Last week the Opposition Leader Tony Abbott displayed his poor understanding of homelessness and then appeared to use religious theology to justify government inaction on the housing crises in Australia.
Responding to a question as to whether his Government would support the target to reduce homelessness by 50% by 2020 (as his predecessor Malcolm Turnbull did), the Opposition Leader said "no" and then went on to claim that homelessness was a lifestyle 'choice" for many people. The Opposition Leader cited the scriptures to justify his position, quoting Jesus to the effect that governments should always be careful about promising things because of "the poor that you have with you always".
Stephen Nash who is the CEO of a Melbourne homeless support agency has written a sharp rebuttal of Tony Abbott's comments. Nash argues that in 20 years working with people in housing crises he has never met a person who "choose" to be homeless. Nash argues that Abbott's comments gloss over the real problem:
"The real story hiding beneath the 'choice' furphy is that our society is failing to provide the housing and support people need to escape from homelessness... At the core of this problem is the lack of affordable housing"In the online Catholic publication Eureka St Andrew Hamilton's concern is theological. He argues that Tony Abbott's theological argument is flawed and he has misinterpreted and taken out of context the words purported to be used by Jesus. Hamilton argues that they are not a Christian justification for government inaction.
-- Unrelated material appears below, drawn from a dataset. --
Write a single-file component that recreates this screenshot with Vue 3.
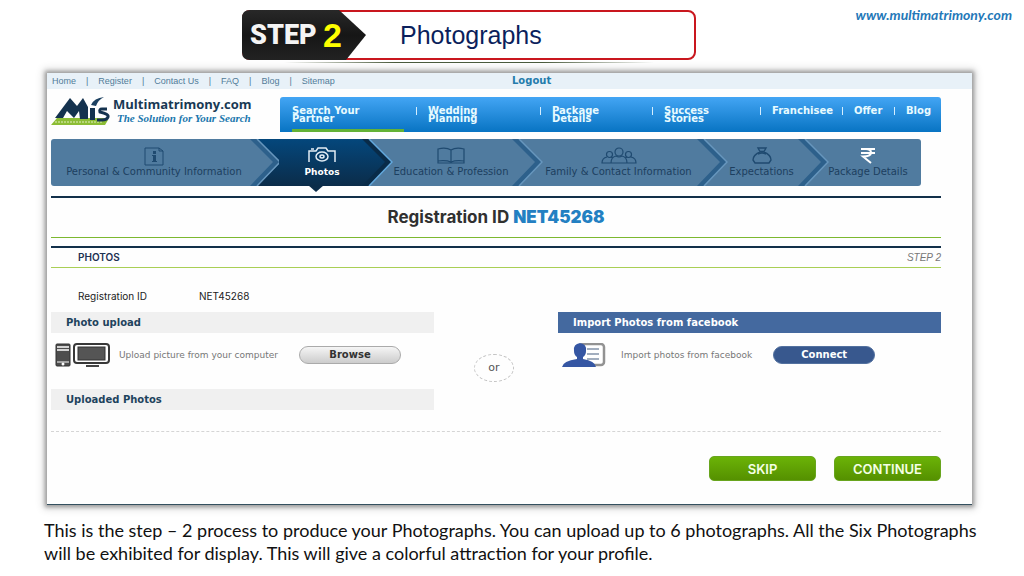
<script setup>
const topLinks = ['Home', 'Register', 'Contact Us', 'FAQ', 'Blog', 'Sitemap']
const navLinks = ['Search Your Partner', 'Wedding Planning', 'Package Details', 'Success Stories', 'Franchisee', 'Offer', 'Blog']
const steps = [
  { label: 'Personal & Community Information', icon: 'info' },
  { label: 'Photos', icon: 'camera', active: true },
  { label: 'Education & Profession', icon: 'book' },
  { label: 'Family & Contact Information', icon: 'people' },
  { label: 'Expectations', icon: 'ring' },
  { label: 'Package Details', icon: 'rupee' }
]
</script>

<template>
  <div class="slide">
    <header class="slide-head">
      <div class="banner">
        <svg class="tag" viewBox="0 0 124 50" aria-hidden="true">
          <defs>
            <linearGradient id="tagFill" x1="0" y1="0" x2="0" y2="1">
              <stop offset="0" stop-color="#282828" /><stop offset=".5" stop-color="#161616" /><stop offset="1" stop-color="#222" />
            </linearGradient>
          </defs>
          <path d="M8 0H97L124 25L104 50H8Q0 50 0 42V8Q0 0 8 0Z" fill="url(#tagFill)" />
        </svg>
        <div class="step-label"><span class="step-word">STEP</span><span class="step-number">2</span></div>
        <h1>Photographs</h1>
      </div>
      <a class="site-url" href="#">www.multimatrimony.com</a>
    </header>

    <main class="panel">
      <div class="topbar">
        <ul class="top-links">
          <li v-for="link in topLinks" :key="link"><a href="#">{{ link }}</a></li>
        </ul>
        <a class="logout" href="#">Logout</a>
      </div>

      <div class="content">
        <div class="masthead">
          <a class="brand" href="#">
            <svg class="logo" viewBox="0 0 60 28" aria-hidden="true">
              <path d="M6 21H52L57 23L54 28H0Z" fill="#8cbd35" />
              <path d="M4 25H52" stroke="#e2efc0" stroke-width="1" stroke-dasharray="2 1" />
              <path d="M4 21L19 1L26 9L32 1L37 10V22H29L28 14L23 21L16 14L12 21Z" fill="#14324e" />
              <path d="M39 11H44V23H39Z" fill="#14324e" />
              <path d="M56 12H51Q48 12 49 15Q58 17 57 20Q56 23 51 23H46" fill="none" stroke="#14324e" stroke-width="3" />
              <path d="M40 8Q43 1 53 0Q47 3 45 9Z" fill="#1c4060" />
            </svg>
            <span class="brand-text">
              <span class="brand-name">Multimatrimony.com</span>
              <span class="tagline">The Solution for Your Search</span>
            </span>
          </a>
          <nav class="main-nav">
            <a v-for="(link, i) in navLinks" :key="link" href="#" :class="{ current: i === 0 }"><span>{{ link }}</span></a>
          </nav>
        </div>

        <ol class="steps">
          <li v-for="(step, i) in steps" :key="step.label" :class="{ active: step.active }">
            <svg v-if="step.icon === 'info'" class="icon" viewBox="0 0 36 20" fill="none" stroke="#1f4a70" aria-hidden="true">
              <path d="M9 1H23L27 4V18H9ZM23 1V4H27" />
              <path d="M18.500 4V7M18.500 8V14" stroke-width="3" /><path d="M16 8.500H18M16 14.500H21" />
            </svg>
            <svg v-else-if="step.icon === 'camera'" class="icon" viewBox="0 0 36 20" fill="none" stroke="#e3edf5" stroke-width="1.5" aria-hidden="true">
              <path d="M5 15V4H12L14 1H22L24 4H31V15M7 2H10" />
              <ellipse cx="18" cy="9.5" rx="6" ry="4.5" /><ellipse cx="18" cy="9.5" rx="2" ry="1.5" />
            </svg>
            <svg v-else-if="step.icon === 'book'" class="icon" viewBox="0 0 36 20" fill="none" stroke="#1f4a70" stroke-width="1.2" aria-hidden="true">
              <path d="M5 16V2Q13 0 18 3Q23 0 31 2V16ZM18 3V16M5 14Q13 13 18 15Q23 13 31 14" />
            </svg>
            <svg v-else-if="step.icon === 'people'" class="icon" viewBox="0 0 36 20" fill="none" stroke="#1f4a70" stroke-width="1.2" aria-hidden="true">
              <circle cx="18" cy="5" r="4" /><circle cx="8.500" cy="7.500" r="3" /><circle cx="27.500" cy="7.500" r="3" />
              <path d="M10 16Q10 10 15 9Q18 11 21 9Q26 10 26 16ZM10 16H1Q1 11 6 10M10 10L12 11M26 16H35Q35 11 30 10M26 10L24 11" />
            </svg>
            <svg v-else-if="step.icon === 'ring'" class="icon" viewBox="0 0 36 20" fill="none" stroke="#1f4a70" stroke-width="1.4" aria-hidden="true">
              <path d="M14 1H22L20 4.500H16ZM16 5Q9 8 9 13L11 16H25L27 13Q27 8 20 5M14 7Q18 5 22 7" />
            </svg>
            <svg v-else class="icon" viewBox="0 0 36 20" fill="none" stroke="#fff" stroke-width="2" aria-hidden="true">
              <path d="M11 2H25M11 6H25M12 2H16Q21 2 21 5.500Q21 9.500 13 9.500L21 16" />
            </svg>
            <span class="step-name">{{ step.label }}</span>
            <svg v-if="i < steps.length - 1" class="chevron" viewBox="0 0 32 47" aria-hidden="true">
              <path v-if="i === 0" d="M8 0H32V47H8L32 23Z" fill="url(#activeFill)" />
              <path v-if="i === 1" d="M5 0H32V47H5L29 23Z" fill="#507b9f" />
              <path d="M1 0H8L31 23L8 47H1L24 23Z" :fill="step.active ? '#092b48' : '#2d608b'" />
              <path d="M8 0L31 23L8 47" fill="none" :stroke="step.active ? '#62a8dd' : '#6796bd'" stroke-width="1.5" />
              <defs v-if="i === 0">
                <linearGradient id="activeFill" x1="0" y1="0" x2="0" y2="1">
                  <stop offset="0" stop-color="#04477c" /><stop offset="1" stop-color="#0b2c49" />
                </linearGradient>
              </defs>
            </svg>
          </li>
        </ol>

        <h2>Registration ID <strong>NET45268</strong></h2>

        <div class="section-head">
          <h3>PHOTOS</h3>
          <em>STEP 2</em>
        </div>

        <dl class="registration">
          <dt>Registration ID</dt>
          <dd>NET45268</dd>
        </dl>

        <div class="sources">
          <section>
            <h4>Photo upload</h4>
            <div class="source-row">
              <svg class="pc" viewBox="0 0 56 24" aria-hidden="true">
                <rect x="1" y="1" width="14" height="22" rx="1" fill="#4d4d4d" stroke="#303030" />
                <path d="M2 4H14M2 7H14" stroke="#fff" stroke-width="1.5" /><path d="M2 19H14" stroke="#fff" />
                <circle cx="8" cy="21" r="1.500" fill="#fff" />
                <rect x="19" y="1" width="35" height="19" rx="3" fill="#fff" stroke="#383838" stroke-width="2" />
                <rect x="23" y="4" width="27" height="13" fill="#555" stroke="#333" /><path d="M31 23H44" stroke="#444" stroke-width="2" />
              </svg>
              <span class="hint">Upload picture from your computer</span>
              <button type="button" class="pill browse">Browse</button>
            </div>
            <h4>Uploaded Photos</h4>
          </section>
          <div class="divider"><span>or</span></div>
          <section>
            <h4 class="facebook">Import Photos from facebook</h4>
            <div class="source-row">
              <svg class="profile" viewBox="0 0 44 24" aria-hidden="true">
                <rect x="18" y="1" width="24" height="21" rx="3" fill="#fff" stroke="#929292" stroke-width="2.500" />
                <path d="M25 6H37M25 11H37M25 16H37" stroke="#8494aa" stroke-width="1.500" />
                <path d="M12 8Q11 1 18 0Q25 1 24 8Q24 12 21 14V16Q33 18 34 24H0Q1 18 15 16V14Q12 12 12 8Z" fill="#3556a3" />
              </svg>
              <span class="hint">Import photos from facebook</span>
              <button type="button" class="pill connect">Connect</button>
            </div>
          </section>
        </div>

        <div class="actions">
          <button type="button">SKIP</button>
          <button type="button">CONTINUE</button>
        </div>
      </div>
    </main>

    <p class="caption">This is the step – 2 process to produce your Photographs. You can upload up to 6 photographs. All the Six Photographs will be exhibited for display. This will give a colorful attraction for your profile.</p>
  </div>
</template>

<style>
body { background: #fff; }
</style>

<style scoped>
* { box-sizing: border-box; }
h1, h2, h3, h4, p, ul, ol, dl, dd { margin: 0; padding: 0; }
ul, ol { list-style: none; }
a { color: inherit; text-decoration: none; }
button { font: inherit; cursor: pointer; padding: 0; }
.slide { font-family: "Liberation Sans", Arial, sans-serif; overflow: hidden; padding-bottom: 8px; }

.slide-head { display: grid; grid-template-columns: 242px minmax(0, 454px) 1fr; height: 73px; }
.banner {
  grid-column: 2; position: relative; display: flex; align-items: center; height: 50px; margin-top: 10px;
  border: 2px solid #c9171e; border-radius: 8px; background: #fff;
}
.banner::after {
  content: ""; position: absolute; left: 40px; right: 40px; bottom: -5px; height: 1px;
  background: linear-gradient(90deg, transparent, #4a5a3c 30%, #4a5a3c 70%, transparent);
}
.tag { position: absolute; left: -2px; top: -2px; width: 124px; height: 50px; }
.step-label { position: relative; display: flex; align-items: center; justify-content: space-between; width: 92px; margin-left: 6px; }
.step-word { font: 900 27px/46px Roboto, sans-serif; color: #f4f4f4; }
.step-number { font-size: 34px; font-weight: bold; line-height: 46px; color: #ff0; }
h1 { margin-left: 58px; font-size: 25px; line-height: 46px; font-weight: normal; color: #0b1f5c; }
.site-url { justify-self: end; margin: 5px 12px 0 0; font: italic bold 14px/20px Lato, sans-serif; color: #2478b8; }

.panel { margin: 0 52px 0 47px; background: #fefefe; border-bottom: 1px solid #34505f; box-shadow: 0 0 4px 2px #999, 0 0 8px 4px #ddd; }
.topbar { display: grid; grid-template-columns: 1fr 1fr; align-items: center; height: 16px; padding-left: 5px; background: #e8f1f8; }
.top-links { display: flex; font-size: 9px; line-height: 14px; color: #527c99; }
.top-links li + li::before { content: "|"; padding: 0 10px; }
.logout { font: bold 10px/14px "DejaVu Sans", sans-serif; color: #247cac; }
.content { padding: 8px 31px 23px 4px; }
.masthead { display: grid; grid-template-columns: 229px 1fr; height: 35px; }
.brand { display: flex; align-items: flex-start; gap: 2px; }
.logo { width: 60px; height: 28px; }
.brand-text { display: flex; flex-direction: column; }
.brand-name { font: bold 13px/15px "Open Sans", sans-serif; color: #183954; }
.tagline { padding-left: 4px; font: italic bold 11px/12px "Liberation Serif", serif; color: #1976ad; white-space: nowrap; }
.main-nav {
  display: grid; grid-template-columns: 136fr 124fr 112fr 108fr 82fr 52fr 47fr; border-radius: 3px 3px 0 0;
  background: linear-gradient(#43a5f4, #0874c3); font: bold 10px/8px "DejaVu Sans", sans-serif; color: #e8fbff;
}
.main-nav a { position: relative; padding: 10px 0 0 12px; }
.main-nav a + a::before { content: ""; position: absolute; left: 0; top: 10px; width: 1px; height: 8px; background: #d4eeff; }
.main-nav span { display: block; max-width: 74px; }
.main-nav .current::after { content: ""; position: absolute; left: 12px; right: 12px; bottom: 0; height: 3px; background: #63b236; }

.steps {
  display: grid; grid-template-columns: 228fr 112fr 150fr 185fr 101fr 94fr; height: 47px; margin: 7px 20px 10px 0;
  border-radius: 3px; background: #507b9f; color: #1d3f60;
}
.steps li { position: relative; display: flex; flex-direction: column; align-items: center; padding: 8px 30px 0 0; }
.steps li:first-child { padding-right: 22px; }
.steps li:last-child { padding-right: 12px; }
.steps .active { padding-right: 26px; background: linear-gradient(#04477c, #0b2c49); color: #fff; font-weight: bold; }
.steps .active::after { content: ""; position: absolute; left: 29px; top: 46px; border: 8px solid transparent; border-top: 7px solid #0b2c49; border-bottom: 0; }
.icon { width: 36px; height: 20px; }
.step-name { position: relative; z-index: 1; font: 10px/10px "DejaVu Sans", sans-serif; white-space: nowrap; }
.active .step-name { font: bold 9px/10px "DejaVu Sans", sans-serif; }
.chevron { position: absolute; right: -2px; top: 0; width: 32px; height: 47px; }

h2 { border-top: 2px solid #12304a; border-bottom: 1px solid #7cb82f; text-align: center; font: bold 17px/39px Inter, sans-serif; color: #303030; }
h2 strong { color: #2380c2; }
.section-head {
  display: flex; justify-content: space-between; margin-top: 8px; padding-left: 27px; border-top: 2px solid #12304a;
  border-bottom: 1px solid #a9cf55; line-height: 19px;
}
h3 { font: 600 10px/19px Inter, sans-serif; color: #1d3152; }
.section-head em { font-size: 10px; color: #777; }
.registration { display: grid; grid-template-columns: 121px 1fr; padding: 21px 0 9px 27px; font: 10px/14px Inter, sans-serif; color: #222; }
.sources { display: grid; grid-template-columns: 1fr 124px 1fr; padding-bottom: 21px; border-bottom: 1px dashed #d5d5d5; }
h4 { padding-left: 15px; background: #f0f0f0; font: bold 10px/21px "DejaVu Sans", sans-serif; color: #1e435d; }
.facebook { background: #44699f; color: #fff; }
.source-row { display: flex; align-items: center; height: 56px; padding: 0 0 12px 4px; }
.pc { width: 56px; height: 24px; margin-right: 8px; }
.profile { width: 44px; height: 24px; margin-right: 15px; }
.hint { font: 9px/14px "DejaVu Sans", sans-serif; color: #777; white-space: nowrap; }
.pill { width: 102px; height: 18px; margin-left: 21px; border-radius: 9px; font: bold 10px/14px "DejaVu Sans", sans-serif; }
.browse { border: 1px solid #aaa; background: linear-gradient(#f5f5f5, #ccc); color: #333; }
.connect { border: 1px solid #53719f; background: #38588e; color: #fff; }
.divider { display: flex; justify-content: center; align-items: center; padding-top: 14px; }
.divider span { width: 40px; height: 28px; margin-right: 4px; border: 1px dashed #c3c3c3; border-radius: 50%; text-align: center; font: 11px/25px "DejaVu Sans", sans-serif; color: #555; }
.actions { display: flex; justify-content: flex-end; gap: 18px; padding-top: 24px; }
.actions button { width: 107px; height: 25px; border: 1px solid #68a51e; border-radius: 5px; background: linear-gradient(#6bb307, #559000); font: 600 13px/20px Inter, sans-serif; color: #f4ffe5; }
.caption { margin: 14px 44px 0; font: 18px/23px Lato, sans-serif; color: #111; }
</style>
John Falzon from St Vincent De Paul is damming. He finds the Opposition Leader's comments deeply offensive in that they blame people for being left out or pushed out. Falzon writes:
" Choices are constrained by those who have been systematically locked out of the nation's prosperity... But of course such a world view lets governments off the hook. It denies the reality of the social"Falzon situates Tony Abbott's comments in a policy prescription he describes as the "The New Paternalism", an approach to social policy making that assumes people are largely to blame for their own marginalization. Falzon sumarises the assumptions underlying this approach as follows:
".. that people who are marginalised are naturally without power; that power rests with those who deserve it, that those with power can, at best, use their power to bring about a change in the behaviour of those without power; and that the problems experienced by people who are marginalised are their own problems, but bleed into the 'mainstream' through increased costs, increased crime, loss of productivity, market constraints and disorder"Falzon argues that these ideas are both unproven and pernicious, and lead to people being pathologised or criminalised. His view is that:
"Nothing good can come out of these approaches. They are cursed by their lack of compassion and also by their denial of justice".